Single out each line with the word "screenshot" and copy it.

=== RECORDS FOR PROCESSING ===
※
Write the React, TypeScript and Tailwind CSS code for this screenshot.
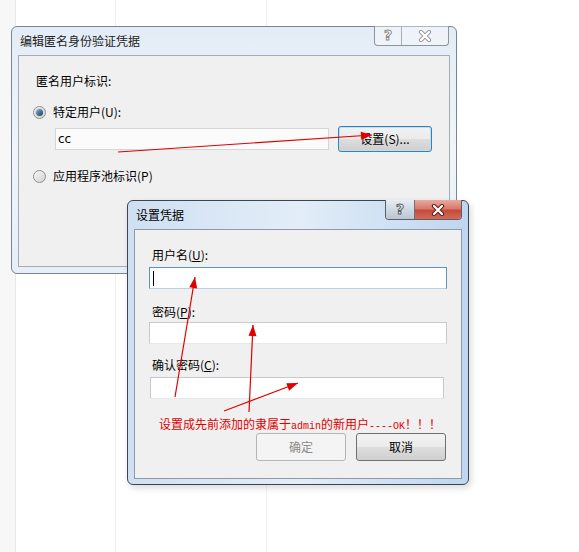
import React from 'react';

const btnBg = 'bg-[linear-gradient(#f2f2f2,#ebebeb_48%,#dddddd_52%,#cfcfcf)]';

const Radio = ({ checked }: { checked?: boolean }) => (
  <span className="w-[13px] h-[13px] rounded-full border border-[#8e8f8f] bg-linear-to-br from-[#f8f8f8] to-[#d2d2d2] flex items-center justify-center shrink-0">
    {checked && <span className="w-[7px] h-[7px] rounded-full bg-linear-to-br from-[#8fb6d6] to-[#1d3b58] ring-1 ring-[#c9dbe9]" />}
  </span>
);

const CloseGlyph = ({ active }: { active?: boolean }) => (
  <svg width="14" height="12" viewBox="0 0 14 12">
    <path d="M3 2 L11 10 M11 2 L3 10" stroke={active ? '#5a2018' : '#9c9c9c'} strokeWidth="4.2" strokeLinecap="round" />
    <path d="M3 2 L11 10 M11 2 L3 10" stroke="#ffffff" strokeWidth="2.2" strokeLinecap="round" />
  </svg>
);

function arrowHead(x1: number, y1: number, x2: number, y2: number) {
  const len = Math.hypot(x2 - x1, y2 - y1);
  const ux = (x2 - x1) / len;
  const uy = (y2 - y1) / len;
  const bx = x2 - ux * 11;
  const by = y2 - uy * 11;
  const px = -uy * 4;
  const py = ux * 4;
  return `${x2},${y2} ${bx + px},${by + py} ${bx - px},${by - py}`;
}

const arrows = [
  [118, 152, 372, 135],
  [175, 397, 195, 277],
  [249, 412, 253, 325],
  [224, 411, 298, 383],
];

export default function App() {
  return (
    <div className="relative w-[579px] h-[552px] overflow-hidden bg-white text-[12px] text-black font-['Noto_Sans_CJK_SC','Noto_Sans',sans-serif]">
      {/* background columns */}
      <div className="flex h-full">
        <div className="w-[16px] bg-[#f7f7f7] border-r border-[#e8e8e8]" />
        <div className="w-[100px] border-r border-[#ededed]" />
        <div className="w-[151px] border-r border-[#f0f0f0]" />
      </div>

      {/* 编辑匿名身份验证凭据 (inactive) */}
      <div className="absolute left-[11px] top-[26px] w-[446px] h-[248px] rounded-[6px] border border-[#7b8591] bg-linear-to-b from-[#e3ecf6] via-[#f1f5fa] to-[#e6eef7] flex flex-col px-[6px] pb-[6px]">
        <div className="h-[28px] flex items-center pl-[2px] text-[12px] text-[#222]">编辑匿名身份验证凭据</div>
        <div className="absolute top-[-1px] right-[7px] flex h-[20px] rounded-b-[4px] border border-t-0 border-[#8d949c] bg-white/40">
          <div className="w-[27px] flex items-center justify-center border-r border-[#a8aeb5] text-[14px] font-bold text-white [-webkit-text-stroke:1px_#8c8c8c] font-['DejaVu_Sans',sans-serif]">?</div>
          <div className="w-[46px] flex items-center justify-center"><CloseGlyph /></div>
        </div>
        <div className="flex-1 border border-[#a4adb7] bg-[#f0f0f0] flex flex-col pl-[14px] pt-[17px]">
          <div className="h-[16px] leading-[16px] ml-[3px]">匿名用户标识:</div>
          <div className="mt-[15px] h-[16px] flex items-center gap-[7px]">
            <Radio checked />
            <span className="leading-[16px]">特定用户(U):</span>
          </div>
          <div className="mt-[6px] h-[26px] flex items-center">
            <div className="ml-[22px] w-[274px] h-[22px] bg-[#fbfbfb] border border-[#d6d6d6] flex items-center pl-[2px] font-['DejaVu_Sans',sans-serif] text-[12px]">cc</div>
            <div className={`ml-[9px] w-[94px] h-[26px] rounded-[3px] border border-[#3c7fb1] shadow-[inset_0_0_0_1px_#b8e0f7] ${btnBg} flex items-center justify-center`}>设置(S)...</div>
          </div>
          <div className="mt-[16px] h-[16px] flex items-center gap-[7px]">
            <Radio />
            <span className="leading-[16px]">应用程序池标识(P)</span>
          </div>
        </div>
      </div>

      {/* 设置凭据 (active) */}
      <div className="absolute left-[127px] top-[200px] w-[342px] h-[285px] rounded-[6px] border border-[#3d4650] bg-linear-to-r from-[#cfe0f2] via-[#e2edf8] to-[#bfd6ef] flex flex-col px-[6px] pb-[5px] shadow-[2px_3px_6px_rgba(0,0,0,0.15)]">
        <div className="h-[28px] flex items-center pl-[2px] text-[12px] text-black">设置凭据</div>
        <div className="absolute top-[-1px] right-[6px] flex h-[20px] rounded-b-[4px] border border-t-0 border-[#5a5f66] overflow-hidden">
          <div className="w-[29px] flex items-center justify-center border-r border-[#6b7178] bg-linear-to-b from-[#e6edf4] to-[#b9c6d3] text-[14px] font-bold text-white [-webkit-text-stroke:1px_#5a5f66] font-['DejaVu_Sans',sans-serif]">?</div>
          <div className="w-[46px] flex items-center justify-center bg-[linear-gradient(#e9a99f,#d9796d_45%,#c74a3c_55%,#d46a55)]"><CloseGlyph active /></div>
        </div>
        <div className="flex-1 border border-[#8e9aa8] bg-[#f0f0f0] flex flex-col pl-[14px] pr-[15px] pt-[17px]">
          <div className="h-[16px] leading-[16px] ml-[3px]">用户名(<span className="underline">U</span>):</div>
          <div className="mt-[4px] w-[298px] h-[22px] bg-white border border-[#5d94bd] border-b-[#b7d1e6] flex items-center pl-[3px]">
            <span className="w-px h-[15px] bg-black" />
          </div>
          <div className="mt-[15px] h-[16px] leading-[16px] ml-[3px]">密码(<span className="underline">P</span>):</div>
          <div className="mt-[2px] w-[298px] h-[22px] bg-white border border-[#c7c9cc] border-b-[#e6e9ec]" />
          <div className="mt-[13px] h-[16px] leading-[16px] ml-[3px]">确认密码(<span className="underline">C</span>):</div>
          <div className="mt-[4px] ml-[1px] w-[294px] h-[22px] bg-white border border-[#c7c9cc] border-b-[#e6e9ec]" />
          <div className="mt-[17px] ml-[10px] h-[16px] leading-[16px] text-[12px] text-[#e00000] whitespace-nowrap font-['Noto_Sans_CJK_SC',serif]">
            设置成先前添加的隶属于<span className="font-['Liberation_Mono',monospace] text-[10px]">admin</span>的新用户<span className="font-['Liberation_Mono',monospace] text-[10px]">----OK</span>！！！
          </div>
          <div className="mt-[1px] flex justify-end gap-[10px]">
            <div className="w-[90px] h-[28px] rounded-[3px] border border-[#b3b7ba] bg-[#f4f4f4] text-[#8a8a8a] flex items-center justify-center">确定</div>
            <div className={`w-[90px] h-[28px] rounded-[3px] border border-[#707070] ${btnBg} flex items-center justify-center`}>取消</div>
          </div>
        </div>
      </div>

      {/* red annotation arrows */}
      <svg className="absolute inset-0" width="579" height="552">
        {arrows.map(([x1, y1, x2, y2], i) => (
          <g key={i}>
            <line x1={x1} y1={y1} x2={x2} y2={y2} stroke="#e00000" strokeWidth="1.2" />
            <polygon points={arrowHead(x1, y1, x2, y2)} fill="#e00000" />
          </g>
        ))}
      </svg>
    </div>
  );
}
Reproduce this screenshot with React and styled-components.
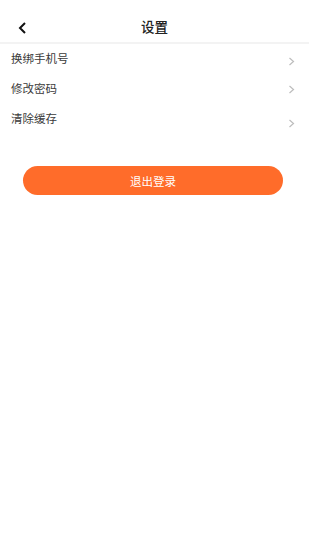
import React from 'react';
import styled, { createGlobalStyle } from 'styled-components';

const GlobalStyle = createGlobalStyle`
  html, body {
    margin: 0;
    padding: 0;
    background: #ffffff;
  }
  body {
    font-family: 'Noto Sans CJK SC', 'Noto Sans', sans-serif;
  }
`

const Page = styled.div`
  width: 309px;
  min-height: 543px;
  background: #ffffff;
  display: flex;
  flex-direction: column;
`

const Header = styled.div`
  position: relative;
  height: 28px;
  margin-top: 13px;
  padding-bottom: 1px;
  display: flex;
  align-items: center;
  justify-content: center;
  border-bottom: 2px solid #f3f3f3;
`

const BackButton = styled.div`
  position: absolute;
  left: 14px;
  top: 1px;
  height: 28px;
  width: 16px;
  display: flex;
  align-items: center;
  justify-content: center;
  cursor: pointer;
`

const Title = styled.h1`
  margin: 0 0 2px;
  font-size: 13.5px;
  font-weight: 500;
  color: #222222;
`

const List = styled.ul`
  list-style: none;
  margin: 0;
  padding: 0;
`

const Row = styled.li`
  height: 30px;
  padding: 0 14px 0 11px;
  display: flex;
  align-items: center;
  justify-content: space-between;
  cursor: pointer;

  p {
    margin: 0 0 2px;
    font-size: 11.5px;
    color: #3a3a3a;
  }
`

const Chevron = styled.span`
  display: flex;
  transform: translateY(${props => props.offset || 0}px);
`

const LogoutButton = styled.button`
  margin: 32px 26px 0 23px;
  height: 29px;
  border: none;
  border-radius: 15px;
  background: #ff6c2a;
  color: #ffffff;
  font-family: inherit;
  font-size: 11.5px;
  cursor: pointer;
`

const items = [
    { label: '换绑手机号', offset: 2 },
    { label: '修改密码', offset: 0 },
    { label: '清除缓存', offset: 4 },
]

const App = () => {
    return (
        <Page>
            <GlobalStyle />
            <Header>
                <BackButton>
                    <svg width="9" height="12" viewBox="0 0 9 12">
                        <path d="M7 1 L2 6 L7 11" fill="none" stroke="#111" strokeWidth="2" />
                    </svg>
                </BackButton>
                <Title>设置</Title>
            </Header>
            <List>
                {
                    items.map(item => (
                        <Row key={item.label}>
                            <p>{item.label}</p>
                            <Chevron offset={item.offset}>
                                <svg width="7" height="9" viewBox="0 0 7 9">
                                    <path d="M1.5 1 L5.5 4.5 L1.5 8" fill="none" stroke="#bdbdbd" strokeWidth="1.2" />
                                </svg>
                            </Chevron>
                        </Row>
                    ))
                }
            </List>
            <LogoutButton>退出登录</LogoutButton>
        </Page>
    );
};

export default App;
※
=== REPLY ===
Write the React, TypeScript and Tailwind CSS code for this screenshot.
Reproduce this screenshot with React and styled-components.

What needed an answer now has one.